New Logistics, a provider of warehousing, is facing a decision regarding the amount of warehousing capacity to lease from a space provider (such as the owner of an industrial building) for the upcoming 2 years. The management forecasts that the company will handle an annual demand of 1,000 units in the first year. In the second year, the annual demand will increase to 1,200 units with a probability of 50% and will decrease to 800 units with a probability of 50%. Each unit of demand will require 1 square feet of warehouse space.
New Logistics receives a revenue of $1.5 for each unit of demand. The management is considering an option of signing a 2-year lease with the space provider, by which New Logistics pays $x annually for each square feet of space contracted. Assume that the excessive demand beyond the leased capacity, if there is any, will have to be turned down.

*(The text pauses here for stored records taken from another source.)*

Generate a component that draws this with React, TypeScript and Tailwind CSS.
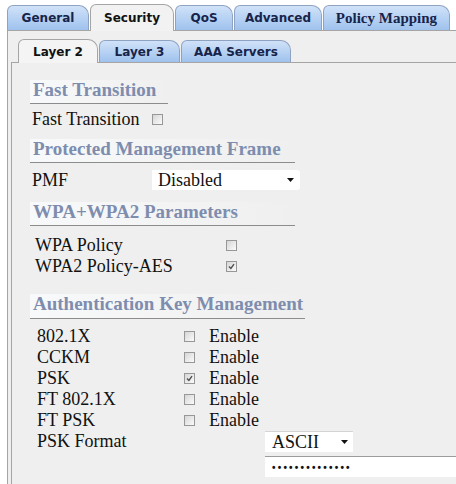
import type { ReactNode } from "react";

const topTabs = [
  { label: "General", w: "w-[82px]" },
  { label: "Security", w: "w-[84px]", active: true },
  { label: "QoS", w: "w-[58px]" },
  { label: "Advanced", w: "w-[88px]" },
  { label: "Policy Mapping", w: "w-[127px]", serif: true },
];

const innerTabs = [
  { label: "Layer 2", w: "w-[80px]", active: true },
  { label: "Layer 3", w: "w-[81px]" },
  { label: "AAA Servers", w: "w-[110px]" },
];

const akm = [
  { label: "802.1X", checked: false },
  { label: "CCKM", checked: false },
  { label: "PSK", checked: true },
  { label: "FT 802.1X", checked: false },
  { label: "FT PSK", checked: false },
];

const Box = ({ checked = false }: { checked?: boolean }) => (
  <span className="inline-flex h-[11px] w-[11px] shrink-0 items-center justify-center border border-[#979797] bg-linear-to-br from-[#d6d6d6] to-[#fbfbfb]">
    {checked && (
      <svg width="7" height="7" viewBox="0 0 7 7">
        <path d="M1 3.6 L2.9 5.5 L6 1.2" stroke="#4f4f4f" strokeWidth="1.4" fill="none" />
      </svg>
    )}
  </span>
);

const Arrow = () => (
  <svg width="7" height="4" viewBox="0 0 7 4">
    <path d="M0 0h7L3.5 4z" fill="#111" />
  </svg>
);

const Heading = ({ w, mt, pb = "pb-[3px]", children }: { w: string; mt: string; pb?: string; children: ReactNode }) => (
  <div
    className={`${w} ${mt} ${pb} border-b border-[#8c8c8c] bg-linear-to-r from-[#f8f9fa] to-transparent pl-[3px] text-[19px] font-bold leading-[20px] text-[#7e8dae]`}
  >
    {children}
  </div>
);

export default function App() {
  return (
    <div className="h-[484px] w-[456px] overflow-hidden bg-white font-['Liberation_Serif',serif] text-[#111]">
      {/* Top tabs */}
      <div className="flex h-[30px] items-end gap-[1px] pl-[7px]">
        {topTabs.map((t) => (
          <div
            key={t.label}
            className={`${t.w} flex shrink-0 items-center justify-center rounded-tl-[6px] rounded-tr-[10px] border border-b-0 font-bold ${
              t.serif ? "text-[15px] font-['Liberation_Serif',serif]" : "text-[12px] font-['DejaVu_Sans',sans-serif]"
            } ${
              t.active
                ? "relative z-10 -mb-px h-[27px] border-[#a5a5a5] bg-[#f2f2f2] text-[#111]"
                : "h-[25px] border-[#8ea3c2] bg-linear-to-b from-[#d0e2f8] to-[#9fc2ee] text-[#17244a]"
            }`}
          >
            {t.label}
          </div>
        ))}
      </div>

      <div className="ml-[7px] h-[454px] border-l border-t border-[#a5a5a5] bg-[#efefef]">
        {/* Inner tabs */}
        <div className="flex h-[31px] items-end gap-[1px] pl-[10px]">
          {innerTabs.map((t) => (
            <div
              key={t.label}
              className={`${t.w} flex shrink-0 items-center justify-center rounded-tl-[6px] rounded-tr-[10px] border border-b-0 font-['DejaVu_Sans',sans-serif] text-[12px] font-bold ${
                t.active
                  ? "relative z-10 -mb-px h-[24px] border-[#a5a5a5] bg-[#f4f4f4] text-[#111]"
                  : "h-[22px] border-[#8ea3c2] bg-linear-to-b from-[#d0e2f8] to-[#9fc2ee] text-[#17244a]"
              }`}
            >
              {t.label}
            </div>
          ))}
        </div>

        <div className="ml-[3px] h-full border-l border-t border-[#a5a5a5] bg-[#efefef] pl-[18px] text-[18px]">
          <Heading w="w-[138px]" mt="mt-[17px]">Fast Transition</Heading>
          <div className="mt-[5px] flex h-[20px] items-center pl-[2px] leading-[20px]">
            <span className="w-[120px]">Fast Transition</span>
            <Box />
          </div>

          <Heading w="w-[265px]" mt="mt-[10px]">Protected Management Frame</Heading>
          <div className="mt-[7px] flex h-[20px] items-center pl-[2px] leading-[20px]">
            <span className="w-[120px]">PMF</span>
            <div className="flex h-[20px] w-[148px] items-center justify-between rounded-r-[3px] bg-white pl-[6px] pr-[6px]">
              <span>Disabled</span>
              <Arrow />
            </div>
          </div>

          <Heading w="w-[265px]" mt="mt-[12px]">WPA+WPA2 Parameters</Heading>
          <div className="mt-[9px] pl-[5px] leading-[21px]">
            <div className="flex h-[21px] items-center">
              <span className="w-[191px]">WPA Policy</span>
              <Box />
            </div>
            <div className="flex h-[21px] items-center">
              <span className="w-[191px]">WPA2 Policy-AES</span>
              <Box checked />
            </div>
          </div>

          <Heading w="w-[275px]" mt="mt-[17px]" pb="pb-[4px]">Authentication Key Management</Heading>
          <div className="mt-[7px] pl-[7px] leading-[21px]">
            {akm.map((r) => (
              <div key={r.label} className="flex h-[21px] items-center">
                <span className="w-[147px]">{r.label}</span>
                <Box checked={r.checked} />
                <span className="ml-[14px]">Enable</span>
              </div>
            ))}
            <div className="flex h-[21px] items-center">
              <span className="w-[228px]">PSK Format</span>
              <div className="flex h-[21px] w-[88px] items-center justify-between border-t border-[#d4d4d4] bg-white pl-[7px] pr-[5px]">
                <span>ASCII</span>
                <Arrow />
              </div>
            </div>
          </div>
          <div className="mt-[4px] flex pl-[235px]">
            <div className="flex h-[21px] flex-1 items-center border-t border-[#9c9c9c] bg-white pl-[7px] font-['Liberation_Sans',sans-serif] text-[10px] font-bold tracking-[2.2px] text-[#111]">
              ••••••••••••••
            </div>
          </div>
        </div>
      </div>
    </div>
  );
}
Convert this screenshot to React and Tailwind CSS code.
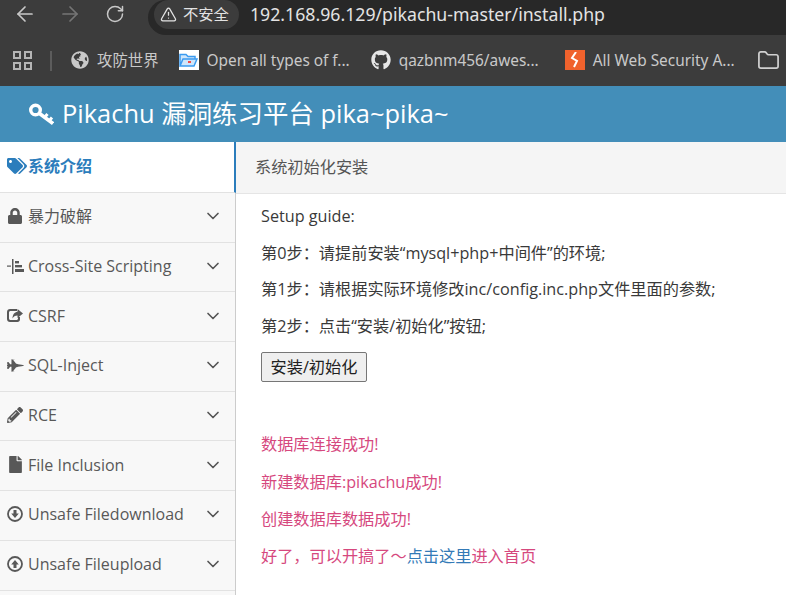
import React from "react"
import { ArrowLeft, ArrowRight, RotateCw, TriangleAlert, Folder, ChevronDown } from "lucide-react"
import { FaTags, FaLock, FaFighterJet, FaPencilAlt, FaFile, FaGithub, FaGlobeAmericas } from "react-icons/fa"

const OPEN_SANS = "font-['Open_Sans','Noto_Sans_CJK_SC',sans-serif]"

const KeyIcon = () => (
  <svg width="25" height="22" viewBox="0 0 25 22" fill="none" stroke="white" className="mr-[8px]">
    <circle cx="6.500" cy="7" r="4.800" strokeWidth="3.400" />
    <path d="M10.500 10.500L24 20.500" strokeWidth="3.600" />
    <path d="M15.500 14.500l3-3.500M20 18l3-3.500" strokeWidth="3" />
  </svg>
)

const IndentIcon = () => (
  <svg width="18" height="15" viewBox="0 0 18 15" fill="currentColor">
    <rect x="5" y="0" width="1.500" height="15" />
    <rect x="0" y="6.500" width="4" height="1.200" />
    <rect x="8" y="2" width="4" height="2.400" />
    <rect x="8" y="6" width="7" height="2.400" />
    <rect x="8" y="10" width="9" height="3" />
  </svg>
)

const ShareIcon = () => (
  <svg width="16" height="15" viewBox="0 0 16 15" fill="currentColor">
    <path d="M3 1h7v2H3.500C2.700 3 2 3.700 2 4.500v6C2 11.300 2.700 12 3.500 12h6c.8 0 1.500-.7 1.500-1.500V9h2v2.500C13 13 11.900 14 10.500 14h-7.500C1.300 14 0 12.800 0 11V4C0 2.300 1.300 1 3 1z" />
    <path d="M10.500 1L16 5.500 10.500 10V7.500C8 7.500 6.500 8.500 5.500 10.500 5.500 7 7.500 4 10.500 3.800z" />
  </svg>
)

const CircleArrowIcon = ({ up }) => (
  <svg width="16" height="16" viewBox="0 0 16 16" fill="none" className={up ? "rotate-180" : ""}>
    <circle cx="8" cy="8" r="7" stroke="currentColor" strokeWidth="1.800" />
    <path d="M6.500 4h3v3.500H11.800L8 12 4.200 7.500h2.300z" fill="currentColor" />
  </svg>
)

const navItems = [
  { label: "暴力破解", icon: <FaLock size={16} /> },
  { label: "Cross-Site Scripting", icon: <IndentIcon /> },
  { label: "CSRF", icon: <ShareIcon /> },
  { label: "SQL-Inject", icon: <FaFighterJet size={17} /> },
  { label: "RCE", icon: <FaPencilAlt size={16} /> },
  { label: "File Inclusion", icon: <FaFile size={17} /> },
  { label: "Unsafe Filedownload", icon: <CircleArrowIcon /> },
  { label: "Unsafe Fileupload", icon: <CircleArrowIcon up /> },
]

const Bookmark = ({ icon, label, className }) => (
  <div className={`flex items-center gap-2 shrink-0 ${className}`}>
    {icon}
    <span className="text-[15.400px] text-[#c9c9c9] whitespace-nowrap">{label}</span>
  </div>
)

const BrowserChrome = () => (
  <div className="h-[86px] shrink-0 bg-[#3c3c3c] font-['Noto_Sans','Noto_Sans_CJK_SC',sans-serif]">
    <div className="h-[35px] flex items-center">
      <div className="flex items-center pb-[8px]">
        <ArrowLeft size={24} strokeWidth={1.700} className="ml-[13px] text-[#c8c8c8]" />
        <ArrowRight size={24} strokeWidth={1.700} className="ml-[21px] text-[#757575]" />
        <RotateCw size={20} strokeWidth={1.800} className="ml-[23px] text-[#c8c8c8]" />
      </div>
      <div className="ml-[23px] flex-1 h-[35px] flex items-center bg-[#282828] rounded-l-[18px] pl-[6px] pb-[6px]">
        <div className="h-[29px] w-[85px] flex items-center gap-[6px] bg-[#3c3c3c] rounded-full pl-[6px]">
          <TriangleAlert size={17} strokeWidth={1.800} className="text-[#e3e3e3]" />
          <span className="text-[15.300px] text-[#e3e3e3]">不安全</span>
        </div>
        <span className="ml-[11px] text-[17.700px] text-[#e3e3e3] whitespace-nowrap">192.168.96.129/pikachu-master/install.php</span>
      </div>
    </div>
    <div className="h-[51px] flex items-center overflow-hidden">
      <div className="ml-[13px] grid grid-cols-2 gap-[3px] shrink-0">
        <span className="size-2 border-2 border-[#b5b5b5]" />
        <span className="size-2 border-2 border-[#b5b5b5]" />
        <span className="size-2 border-2 border-[#b5b5b5]" />
        <span className="size-2 border-2 border-[#b5b5b5]" />
      </div>
      <div className="ml-[18px] w-[2px] h-5 bg-[#5c5c5c] shrink-0" />
      <Bookmark className="ml-[19px]" icon={<FaGlobeAmericas size={18} className="text-[#c9c9c9]" />} label="攻防世界" />
      <Bookmark
        className="ml-[20px]"
        icon={
          <span className="size-5 bg-white flex items-center justify-center">
            <svg width="19" height="15" viewBox="0 0 19 15" fill="#cfe6fb" stroke="#3b9bf0" strokeWidth="1.500">
              <path d="M1 13V1.500h6l2 2h7v2.500M1 13l3-7h14l-3 7z" />
              <rect x="9" y="8" width="3" height="2" fill="#f04b4b" stroke="none" />
            </svg>
          </span>
        }
        label="Open all types of f..."
      />
      <Bookmark className="ml-[21px]" icon={<FaGithub size={20} className="text-[#e6e6e6]" />} label="qazbnm456/awes..." />
      <Bookmark
        className="ml-[26px]"
        icon={
          <span className="size-5 bg-[#f0622d] flex items-center justify-center">
            <svg width="12" height="16" viewBox="0 0 12 16" fill="none" stroke="white" strokeWidth="2">
              <path d="M7 0L3 6l5 3-3 6" />
            </svg>
          </span>
        }
        label="All Web Security A..."
      />
      <Folder size={23} strokeWidth={1.800} className="ml-[22px] shrink-0 text-[#d0d0d0]" />
    </div>
  </div>
)

const Sidebar = () => (
  <aside className="w-[236px] shrink-0 bg-[#f8f8f8] border-r border-[#cccccc]">
    <div className="h-[51px] -mr-px pb-[2px] bg-white border-b border-[#e2e2e2] border-r-2 border-r-[#2b7dbc] flex items-center font-bold text-[#2b7dbc]">
      <FaTags size={20} className="ml-[7px] mr-px" />
      <span className="text-base">系统介绍</span>
    </div>
    {navItems.map((item) => (
      <div key={item.label} className="h-[49.700px] border-b border-[#e2e2e2] flex items-center text-[#585858] pb-[2px]">
        <span className="w-[28px] pl-[7px] shrink-0 flex items-center">{item.icon}</span>
        <span className="flex-1 text-base leading-none whitespace-nowrap">{item.label}</span>
        <ChevronDown size={20} strokeWidth={2} className="mr-[12px] text-[#555555]" />
      </div>
    ))}
  </aside>
)

const Content = () => (
  <main className="flex-1 min-w-0 bg-white text-[16.200px] text-[#393939]">
    <div className="h-[52px] bg-[#f5f5f5] border-b border-[#e5e5e5] flex items-center pl-[19px] text-[#555555]">
      系统初始化安装
    </div>
    <div className="pl-[25px] pt-[12px]">
      <p className="h-[36.600px] leading-[21px] whitespace-nowrap">Setup guide:</p>
      <p className="h-[36.600px] leading-[21px] whitespace-nowrap">第0步：请提前安装“mysql+php+中间件”的环境;</p>
      <p className="h-[36.600px] leading-[21px] whitespace-nowrap">第1步：请根据实际环境修改inc/config.inc.php文件里面的参数;</p>
      <p className="h-[36.600px] leading-[21px] whitespace-nowrap">第2步：点击“安装/初始化”按钮;</p>
      <button className="block w-[106px] h-[30px] bg-[#efefef] border border-[#767676] rounded-[2px] text-[#212121]">
        安装/初始化
      </button>
      <div className="mt-[52px] text-[#d6487e]">
        <p className="h-[37.200px] leading-[21px] whitespace-nowrap">数据库连接成功!</p>
        <p className="h-[37.200px] leading-[21px] whitespace-nowrap">新建数据库:pikachu成功!</p>
        <p className="h-[37.200px] leading-[21px] whitespace-nowrap">创建数据库数据成功!</p>
        <p className="h-[37.200px] leading-[21px] whitespace-nowrap">
          好了，可以开搞了～<a className="text-[#337ab7]">点击这里</a>进入首页
        </p>
      </div>
    </div>
  </main>
)

export default function App() {
  return (
    <div className={`w-[786px] h-[595px] overflow-hidden flex flex-col ${OPEN_SANS}`}>
      <BrowserChrome />
      <header className="h-[56px] shrink-0 bg-[#438eb9] flex items-center pl-[29px] text-white">
        <KeyIcon />
        <span className="text-[25.450px] leading-none whitespace-nowrap">Pikachu 漏洞练习平台 pika~pika~</span>
      </header>
      <div className="flex-1 min-h-0 flex">
        <Sidebar />
        <Content />
      </div>
    </div>
  )
}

New Logistics is evaluating two alternatives: (1) Signing a lease with a constant amount of 1,000 square feet over the 2 years; (2) Signing a lease with a constant amount of 1,100 square feet over the 2 years.
i) Draw a graph of decision tree for New Logistics.
ii) Assume x =1.2. Then, determine the optimal decision (on choosing between the two alternatives) for New Logistics and the resulting profit over the two years.
iii) Now treat x as a variable. Then, determine the range for the value of x within which choosing the first alternative (signing a lease with a constant amount of 1,000 square feet over the 2 years) is optimal for New Logistics.